Globalement, la Cour s’alarme des délais importants, qu’il s’agisse du traitement des cellules de recueil des informations préoccupantes et de l’exécution des délais de justice, qui « peuvent nuire gravement à l’enfant ».
Pour remédier aux carences de pilotage de la politique de la protection de l’enfance, la Cour des comptes recommande de :
−désigner le préfet de département comme interlocuteur du président du conseil départemental et comme coordonnateur des services de l’État sur le territoire en matière de protection de l’enfance, en lien avec les autorités judiciaires ;
−généraliser le recours à la contractualisation pluriannuelle et, en parallèle, de renforcer le dispositif de contrôle des établissements et services de protection de l’enfance.
Enfin, au niveau territorial, la Cour des comptes pointe aussi «les disparités territoriales persistantes qui font obstacle à ce que les enfants bénéficient d’une même qualité de prise en charge sur l’ensemble du territoire. »
Par ailleurs, en l’absence de référentiels communs, chaque département procède à sa manière, tant pour l’évaluation du danger, le nombre de mesures suivies par les travailleurs sociaux, que pour le contrôle des établissements accueillant des mineurs protégés.
Les préconisations de la Cour des comptes tendent à repenser le parcours de l’enfant.
Le rapport insiste sur la nécessité de clarifier les relations de l’enfant avec ses parents et d’inscrire son projet de vie sur le long terme.

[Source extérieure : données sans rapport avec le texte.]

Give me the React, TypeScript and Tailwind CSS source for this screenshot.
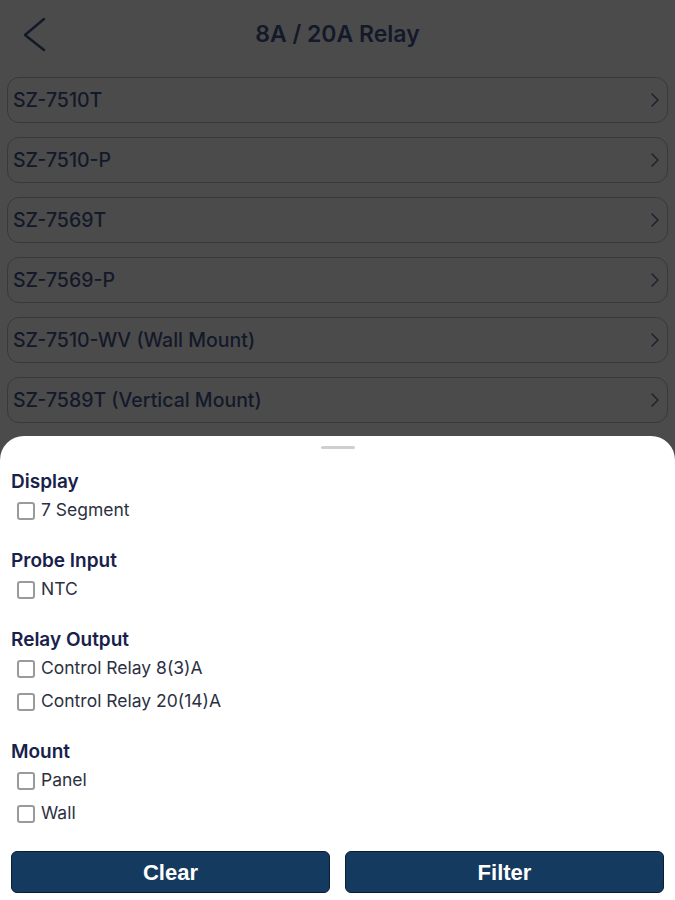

Or, le déploiement du projet pour l’enfant, obligatoire depuis la loi de 2007, reste « très insuffisant » . Il est ainsi proposé de renforcer le contenu du projet pour l’enfant afin d’y intégrer l’évaluation des compétences parentales, un projet alternatif au retour dans la famille d’origine à moyen/long terme ainsi que l’examen du recours à la délégation d’autorité parentale à un tiers, prévue depuis la loi du 14 mars 2016.
Dans les faits, les parcours chaotiques des enfants protégés, marqués par de multiples ruptures, les conduisent souvent jusqu’à leur majorité, qui est vécue comme un couperet, en raison « du caractère facultatif des contrats jeunes majeurs ».
La dernière source d’inquiétude mise en lumière par la Cour des compte porte sur la difficulté à recruter des professionnels formés, et ce aussi bien dans le public que dans le privé. De plus, le potentiel de prise en charge se réduit en raison d’une plus grande difficulté à recruter des familles d’accueil, dont le métier manque d’attractivité par les risques qu’il comporte et le manque de soutien et de formation face aux situations complexes.
En 2020, Eliane Conseil a mené plusieurs missions dans le secteur de la Protection de l’Enfance, sur différents territoires et pour des donneurs d’ordre variés :
-Etude prospective sur les mineurs protégés dans le département des Pyrénées Orientales, Direction Enfance Famille du Conseil départemental 66,
-Evaluation externes de MECS, de Service d’assistants familiaux Spécialisé, d’Accueil de Jour Educatif, pour l’Association REALISE en Meurthe-et-Moselle,
-Evaluation externe des établissements et services de la PJJ, Direction Sud de la Protection Judiciaire de la Jeunesse
Les constats et analyses relevant du rapport de la Cour des comptes correspondent complètement à notre expérience auprès des acteurs de la protection de l’enfance rencontrés.
Les évaluations externes peuvent constituer un outil pour contribuer à l’amélioration de la qualité de l’accompagnement par les préconisations apportées concernant le respect des droits fondamentaux et la promotion de la bientraitance, la continuité de parcours, la formalisation des projets personnalisés.
Les CPOM s’avèrent constituer l’outil fondamental permettant d’une part, au financeur de suivre sur la base d’indicateurs le déploiement de l’activité attendue, assorti d’exigences de qualité, d’autre part à l’opérateur d’inscrire sa stratégie dans une démarche pluri annuelle à l’appui de projets.
Pour les opérateurs associatifs, leur capacité à traiter la question sociale qui leur est confiée, nous paraît reposer en grande partie sur leur stratégie RH en matière de recrutement, de renforcement des compétences et l’accompagnement dans l’emploi de leurs professionnels, ainsi que sur la réelle application de la loi 2002-2 dans ses aspects de participation, respect des droits et personnalisation de l’accompagnement.